COLLECTED DATA:
'''

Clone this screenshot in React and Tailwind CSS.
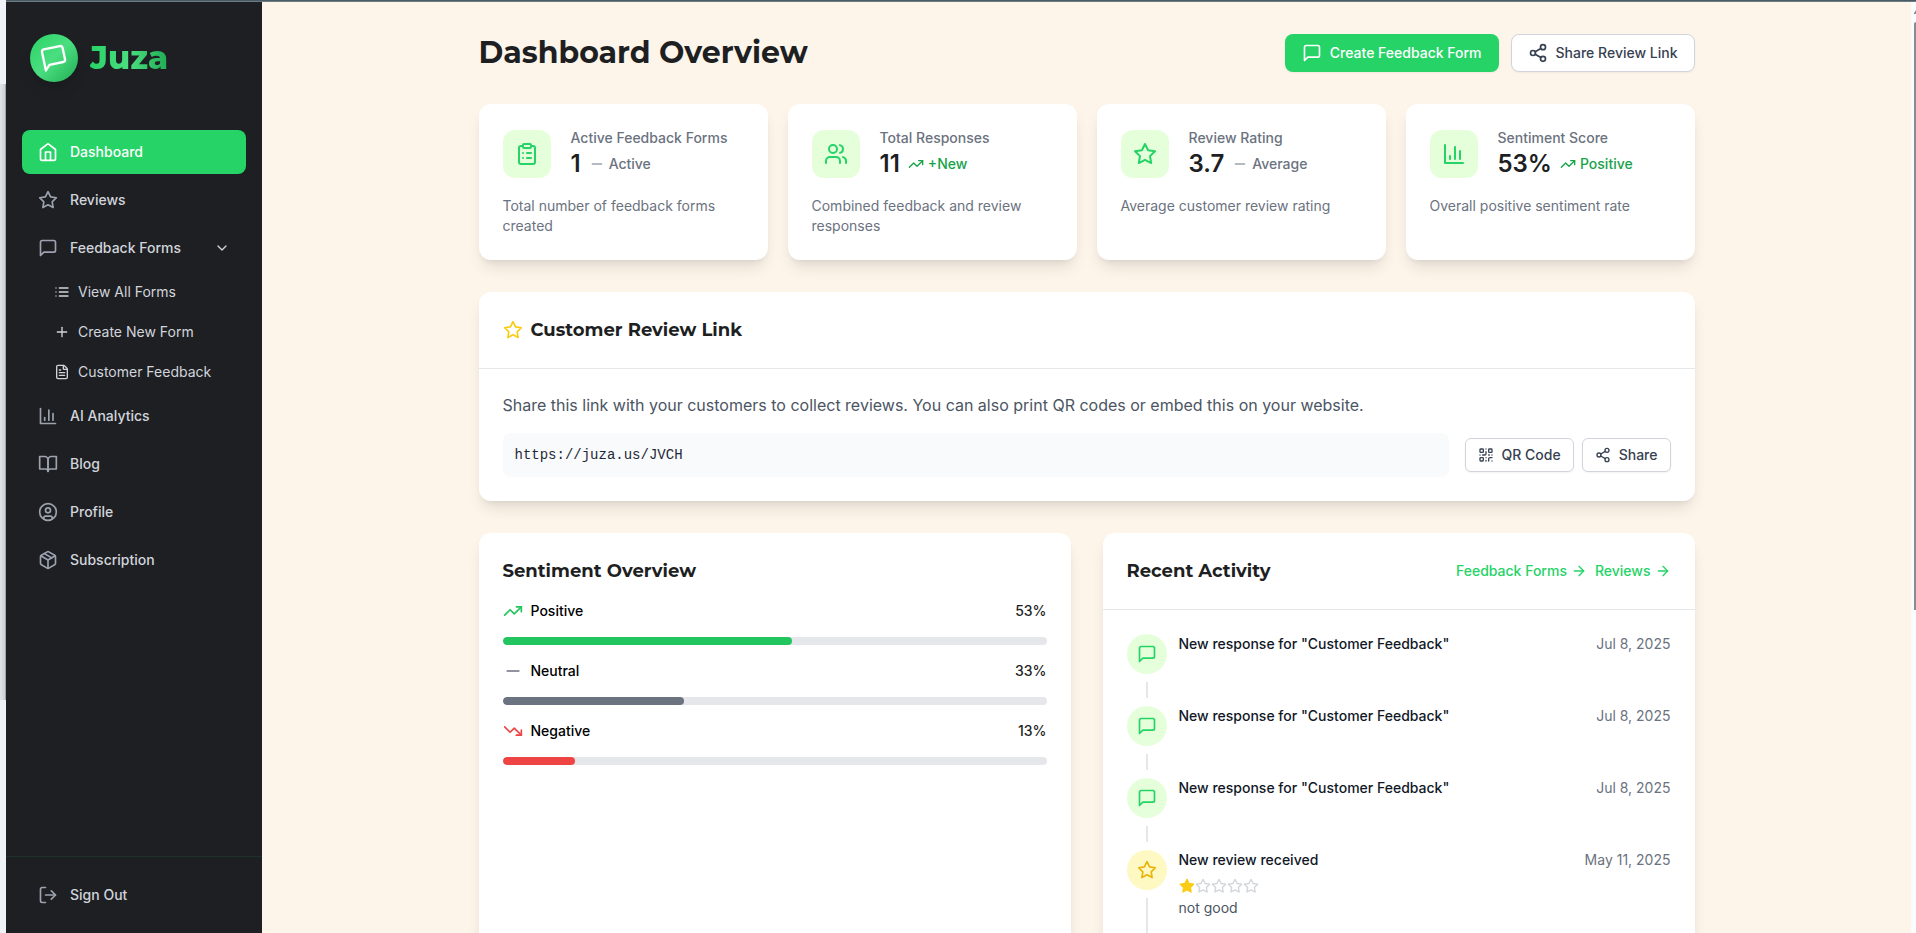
import {
  ArrowRight,
  ChevronDown,
  CircleUser,
  ClipboardList,
  FileText,
  LogOut,
  Minus,
  Package,
  Plus,
  QrCode,
  Share2,
  TrendingDown,
  TrendingUp,
  Users,
} from 'lucide-react'

const heading = "font-['Montserrat','Inter',sans-serif]"

function Svg({ className, children }) {
  return (
    <svg
      className={className}
      viewBox="0 0 24 24"
      fill="none"
      stroke="currentColor"
      strokeWidth="2"
      strokeLinecap="round"
      strokeLinejoin="round"
      aria-hidden="true"
    >
      {children}
    </svg>
  )
}

function BarChart({ className }) {
  return (
    <Svg className={className}>
      <path d="M3 3v18h18" />
      <path d="M18 17V9" />
      <path d="M13 17V5" />
      <path d="M8 17v-3" />
    </Svg>
  )
}

function Home({ className }) {
  return (
    <Svg className={className}>
      <path d="m3 9 9-7 9 7v11a2 2 0 0 1-2 2H5a2 2 0 0 1-2-2z" />
      <polyline points="9 22 9 12 15 12 15 22" />
    </Svg>
  )
}

function Message({ className }) {
  return (
    <Svg className={className}>
      <path d="M21 15a2 2 0 0 1-2 2H7l-4 4V5a2 2 0 0 1 2-2h14a2 2 0 0 1 2 2z" />
    </Svg>
  )
}

function Star({ className }) {
  return (
    <Svg className={className}>
      <polygon points="12 2 15.09 8.26 22 9.27 17 14.14 18.18 21.02 12 17.77 5.82 21.02 7 14.14 2 9.27 8.91 8.26 12 2" />
    </Svg>
  )
}

function Book({ className }) {
  return (
    <Svg className={className}>
      <path d="M2 3h6a4 4 0 0 1 4 4v14a3 3 0 0 0-3-3H2z" />
      <path d="M22 3h-6a4 4 0 0 0-4 4v14a3 3 0 0 1 3-3h7z" />
    </Svg>
  )
}

function ListIcon({ className }) {
  return (
    <Svg className={className}>
      <path d="M8 6h13M8 12h13M8 18h13M3 6h.01M3 12h.01M3 18h.01" />
    </Svg>
  )
}

const formLinks = [
  { label: 'View All Forms', icon: ListIcon },
  { label: 'Create New Form', icon: Plus },
  { label: 'Customer Feedback', icon: FileText },
]

const moreLinks = [
  { label: 'AI Analytics', icon: BarChart },
  { label: 'Blog', icon: Book },
  { label: 'Profile', icon: CircleUser },
  { label: 'Subscription', icon: Package },
]

const stats = [
  { name: 'Active Feedback Forms', value: '1', change: 'Active', up: false, icon: ClipboardList, text: 'Total number of feedback forms created' },
  { name: 'Total Responses', value: '11', change: '+New', up: true, icon: Users, text: 'Combined feedback and review responses' },
  { name: 'Review Rating', value: '3.7', change: 'Average', up: false, icon: Star, text: 'Average customer review rating' },
  { name: 'Sentiment Score', value: '53%', change: 'Positive', up: true, icon: BarChart, text: 'Overall positive sentiment rate' },
]

const sentiment = [
  { label: 'Positive', value: 53, width: 53.3, icon: TrendingUp, color: 'text-[#22c55e]', bar: 'bg-[#22c55e]' },
  { label: 'Neutral', value: 33, width: 33.3, icon: Minus, color: 'text-[#6b7280]', bar: 'bg-[#6b7280]' },
  { label: 'Negative', value: 13, width: 13.3, icon: TrendingDown, color: 'text-[#ef4444]', bar: 'bg-[#ef4444]' },
]

const activity = [
  { id: 1, title: 'New response for "Customer Feedback"', date: 'Jul 8, 2025' },
  { id: 2, title: 'New response for "Customer Feedback"', date: 'Jul 8, 2025' },
  { id: 3, title: 'New response for "Customer Feedback"', date: 'Jul 8, 2025' },
  { id: 4, title: 'New review received', date: 'May 11, 2025', rating: 1, comment: 'not good' },
]

function NavLink({ label, icon: Icon, active }) {
  return (
    <a
      href="#"
      className={
        active
          ? 'flex items-center gap-3 h-11 px-4 rounded-lg bg-[#25d366] text-white text-sm font-medium'
          : 'flex items-center gap-3 h-11 px-4 rounded-lg text-[#d1d5db] text-sm font-medium'
      }
    >
      <Icon className={active ? 'size-5 text-white' : 'size-5 text-[#9ca3af]'} />
      {label}
    </a>
  )
}

function Sidebar() {
  return (
    <aside className="w-64 shrink-0 h-full flex flex-col bg-[#1e1f23]">
      <div className="flex items-center gap-3 px-6 pt-8">
        <div className="size-12 rounded-full bg-linear-to-br from-[#25d366] via-[#4ade80] to-[#1fae54] flex items-center justify-center text-white shadow-lg">
          <Message className="size-7 -rotate-12" />
        </div>
        <span
          className={`${heading} text-[32px] leading-10 font-extrabold bg-linear-to-r from-[#25d366] via-[#4ade80] to-[#1fae54] bg-clip-text text-transparent`}
        >
          Juza
        </span>
      </div>

      <nav className="flex-1 flex flex-col gap-1 px-4 pt-12">
        <NavLink label="Dashboard" icon={Home} active />
        <NavLink label="Reviews" icon={Star} />
        <button className="flex items-center gap-3 h-11 px-4 text-[#d1d5db] text-sm font-medium">
          <Message className="size-5 text-[#9ca3af]" />
          Feedback Forms
          <ChevronDown className="size-4 ml-auto" />
        </button>
        <div className="flex flex-col gap-1 pl-8">
          {formLinks.map(({ label, icon: Icon }) => (
            <a key={label} href="#" className="flex items-center gap-2 h-9 text-sm text-[#d1d5db]">
              <Icon className="size-4" />
              {label}
            </a>
          ))}
        </div>
        {moreLinks.map((link) => (
          <NavLink key={link.label} {...link} />
        ))}
      </nav>

      <div className="border-t border-[#1f3029] p-4">
        <button className="flex items-center gap-3 h-11 px-4 text-[#d1d5db] text-sm font-medium">
          <LogOut className="size-5 text-[#9ca3af]" />
          Sign Out
        </button>
      </div>
    </aside>
  )
}

function StatCard({ name, value, change, up, icon: Icon, text }) {
  const Trend = up ? TrendingUp : Minus
  return (
    <div className="bg-white rounded-xl shadow-lg p-6 h-39">
      <div className="flex items-center gap-5">
        <div className="size-12 shrink-0 rounded-xl bg-[#e5ffdb] text-[#25d366] flex items-center justify-center">
          <Icon className="size-6" />
        </div>
        <div>
          <p className="text-sm font-medium text-[#6b7280]">{name}</p>
          <div className="flex items-center gap-2">
            <span className="text-2xl font-semibold text-[#1e1f23]">{value}</span>
            <span
              className={
                up
                  ? 'flex items-center gap-1 text-sm font-medium text-[#16a34a]'
                  : 'flex items-center gap-1 text-sm font-medium text-[#6b7280]'
              }
            >
              <Trend className={up ? 'size-4' : 'size-4 text-[#9ca3af]'} />
              {change}
            </span>
          </div>
        </div>
      </div>
      <p className="mt-4 text-sm text-[#6b7280]">{text}</p>
    </div>
  )
}

function ReviewLink() {
  return (
    <section className="bg-white rounded-xl shadow-lg">
      <div className="flex items-center gap-2 p-6 border-b border-[#e5e7eb]">
        <Star className="size-5 text-[#facc15]" />
        <h2 className={`${heading} text-lg font-bold text-[#1e1f23]`}>Customer Review Link</h2>
      </div>
      <div className="p-6">
        <p className="text-[#4b5563]">
          Share this link with your customers to collect reviews. You can also print QR codes or embed this on your website.
        </p>
        <div className="mt-4 flex items-center gap-4">
          <input
            aria-label="Review link"
            readOnly
            value="https://juza.us/JVCH"
            className="flex-1 min-w-0 h-11 px-3 rounded-lg bg-[#f9fafb] font-['Liberation_Mono',monospace] text-sm text-[#1f2937]"
          />
          <div className="flex gap-2">
            <button className="flex items-center gap-2 h-[34px] px-3 rounded-md border border-[#d1d5db] bg-white shadow-xs text-sm font-medium text-[#374151]">
              <QrCode className="size-4" />
              QR Code
            </button>
            <button className="flex items-center gap-2 h-[34px] px-3 rounded-md border border-[#d1d5db] bg-white shadow-xs text-sm font-medium text-[#374151]">
              <Share2 className="size-4" />
              Share
            </button>
          </div>
        </div>
      </div>
    </section>
  )
}

function SentimentOverview() {
  return (
    <section className="bg-white rounded-xl shadow-lg p-6">
      <h2 className={`${heading} text-lg font-bold text-[#1e1f23]`}>Sentiment Overview</h2>
      <div className="mt-4 flex flex-col gap-4">
        {sentiment.map(({ label, value, width, icon: Icon, color, bar }) => (
          <div key={label}>
            <div className="flex items-center justify-between h-5 text-sm font-medium text-black">
              <span className="flex items-center gap-2">
                <Icon className={`size-5 ${color}`} />
                {label}
              </span>
              <span className="text-[#1e1f23]">{value}%</span>
            </div>
            <div className="mt-4 h-2 rounded-full bg-[#e5e7eb] overflow-hidden">
              <div className={`h-full rounded-full ${bar}`} style={{ width: `${width}%` }} />
            </div>
          </div>
        ))}
      </div>
    </section>
  )
}

function ActivityItem({ title, date, rating, comment }) {
  return (
    <li className="flex gap-3">
      <div className="flex flex-col items-center">
        <div
          className={
            rating
              ? 'size-10 rounded-full bg-[#fef9c3] text-[#eab308] flex items-center justify-center'
              : 'size-10 rounded-full bg-[#e5ffdb] text-[#25d366] flex items-center justify-center'
          }
        >
          {rating ? <Star className="size-5" /> : <Message className="size-5" />}
        </div>
        <div className="flex-1 min-h-4 w-0.5 my-2 bg-[#e5e7eb]" />
      </div>
      <div className={rating ? 'flex-1 pb-16' : 'flex-1'}>
        <div className="flex justify-between text-sm">
          <p className="font-medium text-[#111827]">{title}</p>
          <time className="text-[#6b7280]">{date}</time>
        </div>
        {rating && (
          <>
            <div className="flex mt-2" role="img" aria-label={`${rating} out of 5 stars`}>
              {[1, 2, 3, 4, 5].map((n) => (
                <Star
                  key={n}
                  className={n <= rating ? 'size-4 text-[#facc15] fill-[#facc15]' : 'size-4 text-[#d1d5db]'}
                />
              ))}
            </div>
            <p className="mt-1 text-sm text-[#4b5563]">{comment}</p>
          </>
        )}
      </div>
    </li>
  )
}

function RecentActivity() {
  return (
    <section className="bg-white rounded-xl shadow-lg">
      <div className="flex items-center justify-between p-6 border-b border-[#e5e7eb]">
        <h2 className={`${heading} text-lg font-bold text-[#1e1f23]`}>Recent Activity</h2>
        <div className="flex gap-2 text-sm font-medium text-[#25d366]">
          <a href="#" className="flex items-center gap-1">
            Feedback Forms <ArrowRight className="size-4" />
          </a>
          <a href="#" className="flex items-center gap-1">
            Reviews <ArrowRight className="size-4" />
          </a>
        </div>
      </div>
      <ul className="p-6">
        {activity.map((item) => (
          <ActivityItem key={item.id} {...item} />
        ))}
      </ul>
    </section>
  )
}

export default function App() {
  return (
    <div className="h-screen flex overflow-hidden bg-[#eff3f8] font-['Inter',sans-serif]">
      {/* edge of the window behind */}
      <div className="w-1.5 shrink-0 pt-21">
        <div className="h-154 bg-linear-to-r from-[#e1e5ea] to-[#cdd1d6] border-r border-[#a3a7ab]" />
      </div>
      <div className="flex-1 min-w-0 flex flex-col">
        <div className="h-0.5 shrink-0 bg-[#4b5b66] border-b border-[#6c7a84]" />
        <div className="flex-1 min-h-0 flex">
          <Sidebar />
          <main className="flex-1 min-w-0 overflow-hidden bg-[#fdf5ea]">
            <div className="max-w-7xl mx-auto p-8 flex flex-col gap-8">
              <div className="flex items-center justify-between">
                <h1 className={`${heading} text-3xl font-bold text-[#1e1f23]`}>Dashboard Overview</h1>
                <div className="flex gap-3">
                  <button className="flex items-center gap-2 h-[38px] px-4 rounded-lg border border-transparent bg-[#25d366] text-white text-sm font-medium shadow-xs">
                    <Message className="size-5" />
                    Create Feedback Form
                  </button>
                  <button className="flex items-center gap-2 h-[38px] px-4 rounded-lg border border-[#d1d5db] bg-white text-[#374151] text-sm font-medium shadow-xs">
                    <Share2 className="size-5" />
                    Share Review Link
                  </button>
                </div>
              </div>

              <div className="grid grid-cols-4 gap-5">
                {stats.map((s) => (
                  <StatCard key={s.name} {...s} />
                ))}
              </div>

              <ReviewLink />

              <div className="grid grid-cols-2 gap-8">
                <SentimentOverview />
                <RecentActivity />
              </div>
            </div>
          </main>
          <div className="w-[5px] shrink-0 bg-[#fcfcfc] flex flex-col gap-2 pt-2 pl-[3px]">
            <svg className="w-full h-1 text-[#8b8b8b]" viewBox="0 0 2 4" fill="currentColor" aria-hidden="true">
              <path d="M2 0v4H0V3z" />
            </svg>
            <div className="h-147 rounded-tl-sm bg-[#8b8b8b]" />
          </div>
        </div>
      </div>
    </div>
  )
}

'''

THE TASK: Pick out the lines that include the word "this" and write them out.

RESULT:
Clone this screenshot in React and Tailwind CSS.
          Share this link with your customers to collect reviews. You can also print QR codes or embed this on your website.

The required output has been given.